OBJECTIVE. Repeat every entry word for word, but leave the images out of your copy.

##### RAW RECORDS

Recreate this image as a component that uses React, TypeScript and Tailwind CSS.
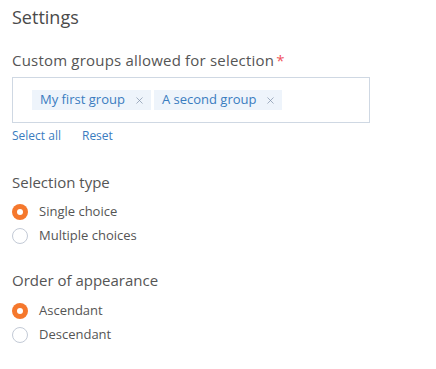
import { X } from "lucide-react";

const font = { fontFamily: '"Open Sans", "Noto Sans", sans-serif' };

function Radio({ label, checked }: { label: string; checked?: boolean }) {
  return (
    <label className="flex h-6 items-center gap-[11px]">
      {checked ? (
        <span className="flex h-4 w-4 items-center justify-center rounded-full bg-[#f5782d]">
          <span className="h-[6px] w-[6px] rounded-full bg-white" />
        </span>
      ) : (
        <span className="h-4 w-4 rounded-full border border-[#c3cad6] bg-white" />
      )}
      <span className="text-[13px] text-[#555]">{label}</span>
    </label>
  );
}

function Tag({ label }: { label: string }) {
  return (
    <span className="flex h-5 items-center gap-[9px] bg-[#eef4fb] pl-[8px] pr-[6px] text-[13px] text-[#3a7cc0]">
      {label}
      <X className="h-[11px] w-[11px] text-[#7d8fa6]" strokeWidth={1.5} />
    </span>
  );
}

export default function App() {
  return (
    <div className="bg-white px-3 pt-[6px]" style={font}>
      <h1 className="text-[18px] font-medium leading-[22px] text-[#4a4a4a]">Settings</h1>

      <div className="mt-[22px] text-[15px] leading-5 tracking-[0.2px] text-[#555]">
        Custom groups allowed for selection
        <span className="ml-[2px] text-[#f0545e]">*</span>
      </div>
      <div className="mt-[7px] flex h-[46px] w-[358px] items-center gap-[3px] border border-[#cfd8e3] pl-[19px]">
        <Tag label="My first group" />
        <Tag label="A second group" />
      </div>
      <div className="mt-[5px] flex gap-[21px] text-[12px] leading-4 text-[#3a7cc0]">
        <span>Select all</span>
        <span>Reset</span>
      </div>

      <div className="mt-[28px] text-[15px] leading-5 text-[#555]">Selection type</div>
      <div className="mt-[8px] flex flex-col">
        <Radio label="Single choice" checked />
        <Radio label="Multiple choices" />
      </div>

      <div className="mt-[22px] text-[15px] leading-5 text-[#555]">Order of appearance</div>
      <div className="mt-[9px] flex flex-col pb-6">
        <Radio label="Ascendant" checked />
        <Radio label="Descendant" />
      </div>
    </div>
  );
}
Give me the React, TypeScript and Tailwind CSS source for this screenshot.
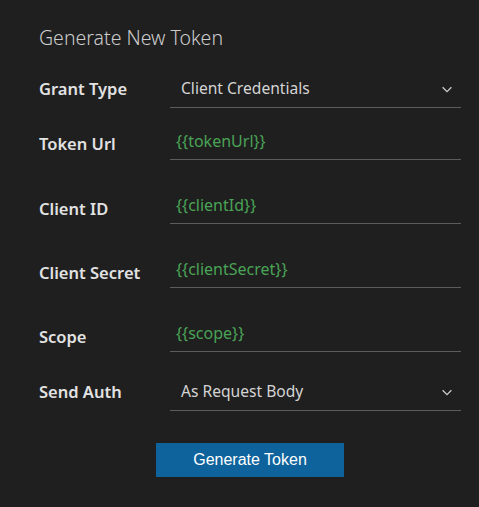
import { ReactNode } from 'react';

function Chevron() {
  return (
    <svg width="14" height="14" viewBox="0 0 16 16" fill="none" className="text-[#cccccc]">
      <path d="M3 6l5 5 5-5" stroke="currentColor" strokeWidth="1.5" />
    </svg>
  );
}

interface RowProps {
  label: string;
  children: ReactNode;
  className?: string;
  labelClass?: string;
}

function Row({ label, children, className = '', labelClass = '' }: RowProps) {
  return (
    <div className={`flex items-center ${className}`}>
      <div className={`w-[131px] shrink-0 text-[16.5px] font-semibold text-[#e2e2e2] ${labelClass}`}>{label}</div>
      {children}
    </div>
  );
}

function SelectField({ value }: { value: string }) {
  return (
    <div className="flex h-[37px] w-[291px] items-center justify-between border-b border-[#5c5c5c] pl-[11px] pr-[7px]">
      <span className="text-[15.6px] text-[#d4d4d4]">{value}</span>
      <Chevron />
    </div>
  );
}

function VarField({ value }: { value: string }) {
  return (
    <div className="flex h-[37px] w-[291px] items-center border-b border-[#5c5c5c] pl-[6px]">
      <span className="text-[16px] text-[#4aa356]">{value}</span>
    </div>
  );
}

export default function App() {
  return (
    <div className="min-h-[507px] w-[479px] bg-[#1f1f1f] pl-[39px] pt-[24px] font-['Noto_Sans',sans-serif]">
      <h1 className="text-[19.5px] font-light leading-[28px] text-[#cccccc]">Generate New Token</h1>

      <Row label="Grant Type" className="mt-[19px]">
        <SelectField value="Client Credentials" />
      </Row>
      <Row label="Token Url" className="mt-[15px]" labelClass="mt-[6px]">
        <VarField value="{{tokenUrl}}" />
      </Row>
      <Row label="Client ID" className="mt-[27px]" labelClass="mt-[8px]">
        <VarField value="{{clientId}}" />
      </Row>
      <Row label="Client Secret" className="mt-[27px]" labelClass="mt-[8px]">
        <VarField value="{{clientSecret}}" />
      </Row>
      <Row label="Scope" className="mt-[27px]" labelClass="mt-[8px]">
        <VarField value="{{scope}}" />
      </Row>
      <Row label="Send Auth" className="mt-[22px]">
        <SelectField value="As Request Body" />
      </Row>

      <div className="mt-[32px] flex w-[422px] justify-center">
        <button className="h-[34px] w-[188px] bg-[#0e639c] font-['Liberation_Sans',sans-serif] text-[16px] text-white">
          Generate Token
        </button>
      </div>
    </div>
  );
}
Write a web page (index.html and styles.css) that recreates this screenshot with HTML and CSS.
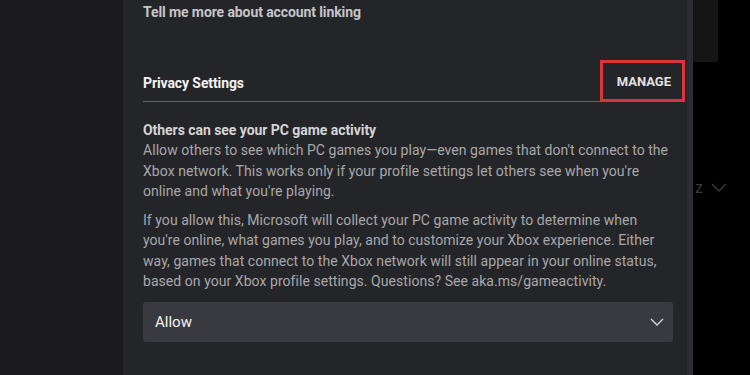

##########

TASK RESULT.
Recreate this image as a component that uses React, TypeScript and Tailwind CSS.
import { X } from "lucide-react";

const font = { fontFamily: '"Open Sans", "Noto Sans", sans-serif' };

function Radio({ label, checked }: { label: string; checked?: boolean }) {
  return (
    <label className="flex h-6 items-center gap-[11px]">
      {checked ? (
        <span className="flex h-4 w-4 items-center justify-center rounded-full bg-[#f5782d]">
          <span className="h-[6px] w-[6px] rounded-full bg-white" />
        </span>
      ) : (
        <span className="h-4 w-4 rounded-full border border-[#c3cad6] bg-white" />
      )}
      <span className="text-[13px] text-[#555]">{label}</span>
    </label>
  );
}

function Tag({ label }: { label: string }) {
  return (
    <span className="flex h-5 items-center gap-[9px] bg-[#eef4fb] pl-[8px] pr-[6px] text-[13px] text-[#3a7cc0]">
      {label}
      <X className="h-[11px] w-[11px] text-[#7d8fa6]" strokeWidth={1.5} />
    </span>
  );
}

export default function App() {
  return (
    <div className="bg-white px-3 pt-[6px]" style={font}>
      <h1 className="text-[18px] font-medium leading-[22px] text-[#4a4a4a]">Settings</h1>

      <div className="mt-[22px] text-[15px] leading-5 tracking-[0.2px] text-[#555]">
        Custom groups allowed for selection
        <span className="ml-[2px] text-[#f0545e]">*</span>
      </div>
      <div className="mt-[7px] flex h-[46px] w-[358px] items-center gap-[3px] border border-[#cfd8e3] pl-[19px]">
        <Tag label="My first group" />
        <Tag label="A second group" />
      </div>
      <div className="mt-[5px] flex gap-[21px] text-[12px] leading-4 text-[#3a7cc0]">
        <span>Select all</span>
        <span>Reset</span>
      </div>

      <div className="mt-[28px] text-[15px] leading-5 text-[#555]">Selection type</div>
      <div className="mt-[8px] flex flex-col">
        <Radio label="Single choice" checked />
        <Radio label="Multiple choices" />
      </div>

      <div className="mt-[22px] text-[15px] leading-5 text-[#555]">Order of appearance</div>
      <div className="mt-[9px] flex flex-col pb-6">
        <Radio label="Ascendant" checked />
        <Radio label="Descendant" />
      </div>
    </div>
  );
}
Give me the React, TypeScript and Tailwind CSS source for this screenshot.
import { ReactNode } from 'react';

function Chevron() {
  return (
    <svg width="14" height="14" viewBox="0 0 16 16" fill="none" className="text-[#cccccc]">
      <path d="M3 6l5 5 5-5" stroke="currentColor" strokeWidth="1.5" />
    </svg>
  );
}

interface RowProps {
  label: string;
  children: ReactNode;
  className?: string;
  labelClass?: string;
}

function Row({ label, children, className = '', labelClass = '' }: RowProps) {
  return (
    <div className={`flex items-center ${className}`}>
      <div className={`w-[131px] shrink-0 text-[16.5px] font-semibold text-[#e2e2e2] ${labelClass}`}>{label}</div>
      {children}
    </div>
  );
}

function SelectField({ value }: { value: string }) {
  return (
    <div className="flex h-[37px] w-[291px] items-center justify-between border-b border-[#5c5c5c] pl-[11px] pr-[7px]">
      <span className="text-[15.6px] text-[#d4d4d4]">{value}</span>
      <Chevron />
    </div>
  );
}

function VarField({ value }: { value: string }) {
  return (
    <div className="flex h-[37px] w-[291px] items-center border-b border-[#5c5c5c] pl-[6px]">
      <span className="text-[16px] text-[#4aa356]">{value}</span>
    </div>
  );
}

export default function App() {
  return (
    <div className="min-h-[507px] w-[479px] bg-[#1f1f1f] pl-[39px] pt-[24px] font-['Noto_Sans',sans-serif]">
      <h1 className="text-[19.5px] font-light leading-[28px] text-[#cccccc]">Generate New Token</h1>

      <Row label="Grant Type" className="mt-[19px]">
        <SelectField value="Client Credentials" />
      </Row>
      <Row label="Token Url" className="mt-[15px]" labelClass="mt-[6px]">
        <VarField value="{{tokenUrl}}" />
      </Row>
      <Row label="Client ID" className="mt-[27px]" labelClass="mt-[8px]">
        <VarField value="{{clientId}}" />
      </Row>
      <Row label="Client Secret" className="mt-[27px]" labelClass="mt-[8px]">
        <VarField value="{{clientSecret}}" />
      </Row>
      <Row label="Scope" className="mt-[27px]" labelClass="mt-[8px]">
        <VarField value="{{scope}}" />
      </Row>
      <Row label="Send Auth" className="mt-[22px]">
        <SelectField value="As Request Body" />
      </Row>

      <div className="mt-[32px] flex w-[422px] justify-center">
        <button className="h-[34px] w-[188px] bg-[#0e639c] font-['Liberation_Sans',sans-serif] text-[16px] text-white">
          Generate Token
        </button>
      </div>
    </div>
  );
}
Write a web page (index.html and styles.css) that recreates this screenshot with HTML and CSS.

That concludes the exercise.